The Dopey Personal Trainer
Glen Howerton's Don Chumph appears in Season One about as much as Brad Pitt's Chad Feldheimer does in Burn After Reading; but in both cases, these stylishly coiffed, super-buff gym rats are around long enough to make a total botch of things, by charging into situations far more dangerous and complex than they'd imagined. They've got looks and charm; criminal savvy, not so much.

The Casts
Here are the members of the Coen brothers repertory company who've appeared on Fargo: The Man Who Wasn't There's Billy Bob Thornton, O Brother, Where Art Thou?'s Stephen Root, The Hudsucker Proxy's Bruce Campbell, The Big Lebowski's David Thewlis, and A Serious Man's Michael Stuhlbarg. Hail, Caesar!'s Fred Melamed (who was also Stuhlbarg's A Serious Man co-star) is waiting in the wings for later this season.

The Good Cop
Like the Coens' films, Hawley's Fargo is sometimes criticized for being cartoonish and emotionally distant. But it's actually one of the rare modern prestige TV dramas that puts its faith in unambiguous heroes over morally relativistic anti-heroes. That's why, no matter how many variations the series works on the movie, the one constant is always the upbeat, diligent, easily underestimated but surprisingly capable police officer.
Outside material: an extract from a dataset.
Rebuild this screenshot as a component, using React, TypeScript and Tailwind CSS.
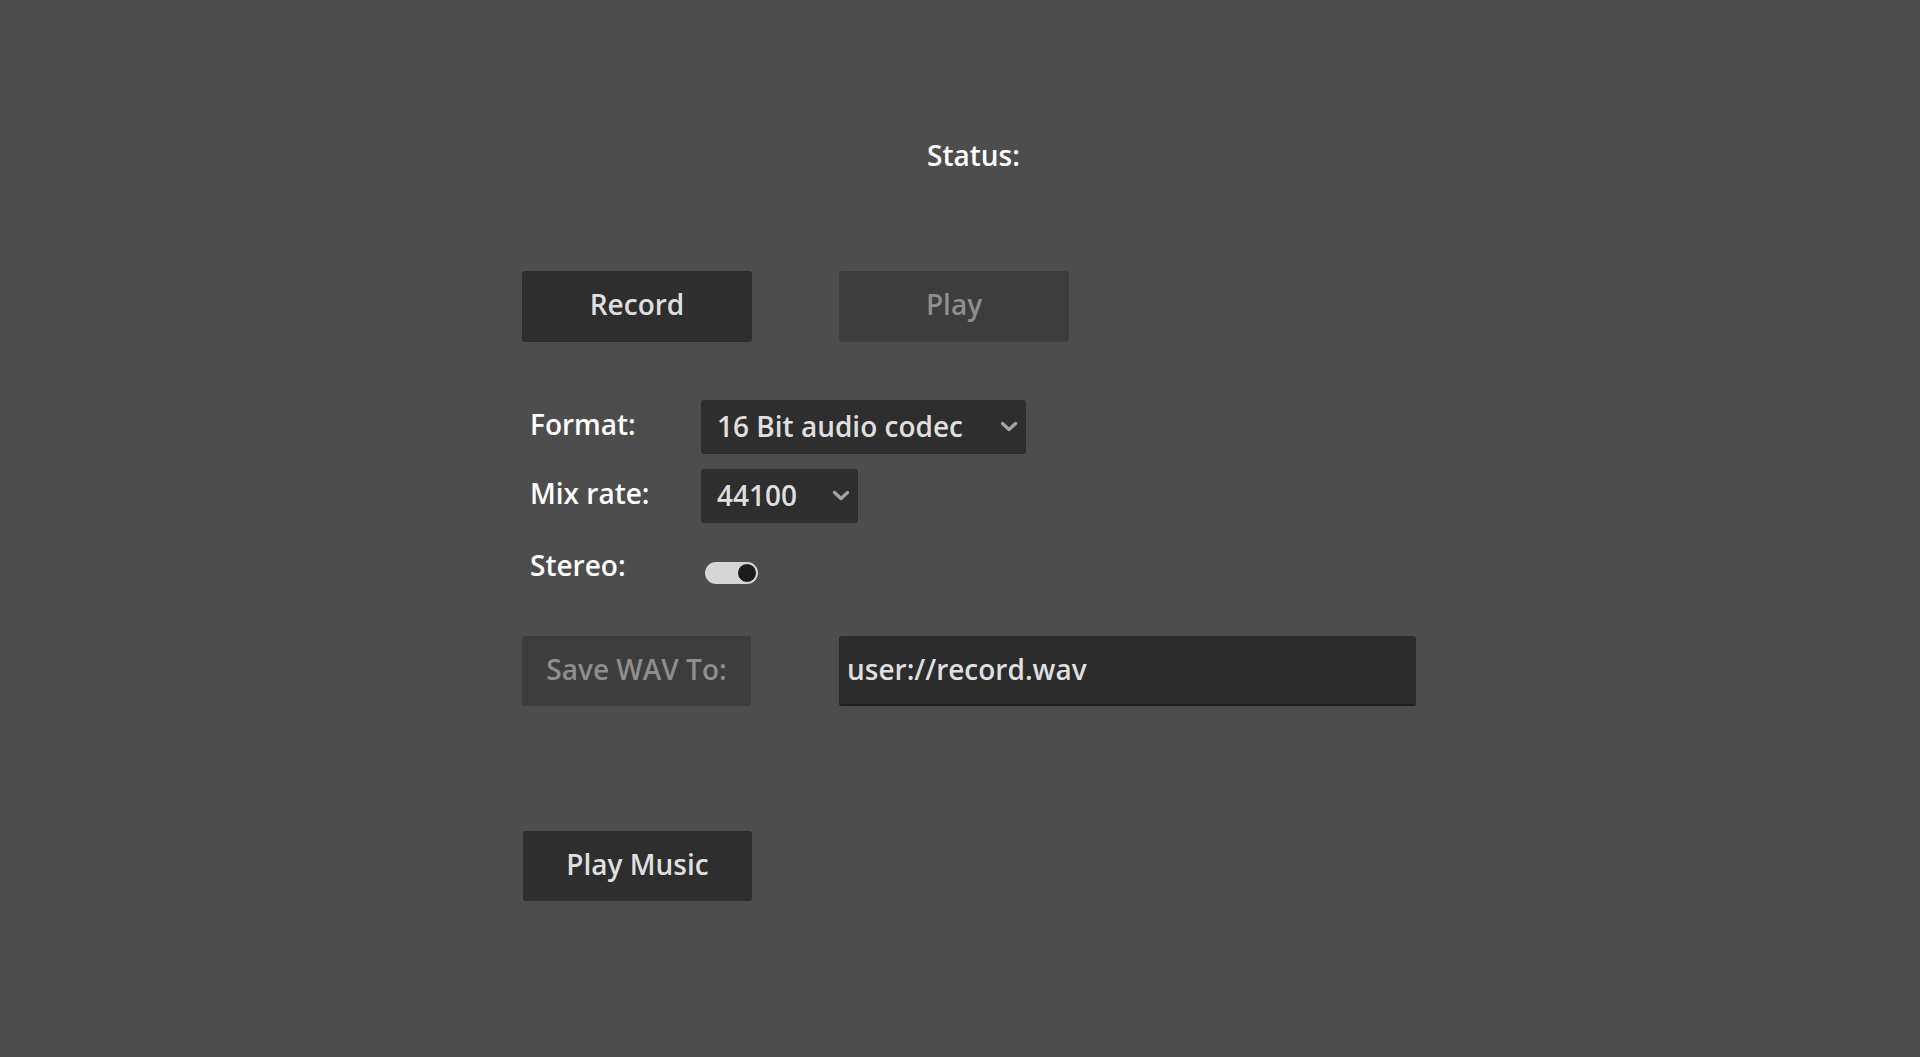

The movie's iconic Marge Gunderson, of course, set the standard. For the TV show, in year-by-year order, you've got Allison Tolman's Molly Solverson; Patrick Wilson's Lou Solverson (as a younger version of the character Keith Carradine plays in Season One); and Carrie Coon's Gloria Burgle. When the first run of Fargo ends with Molly snuggled up with her man, watching television, that's both a direct visual quote of the movie's ending and an affirmation of what this show's really saying. The stories Hawley tells aren't just about the untamed evil running rampant through the world. They're also about the good people working to stop it, one clean collar at a time.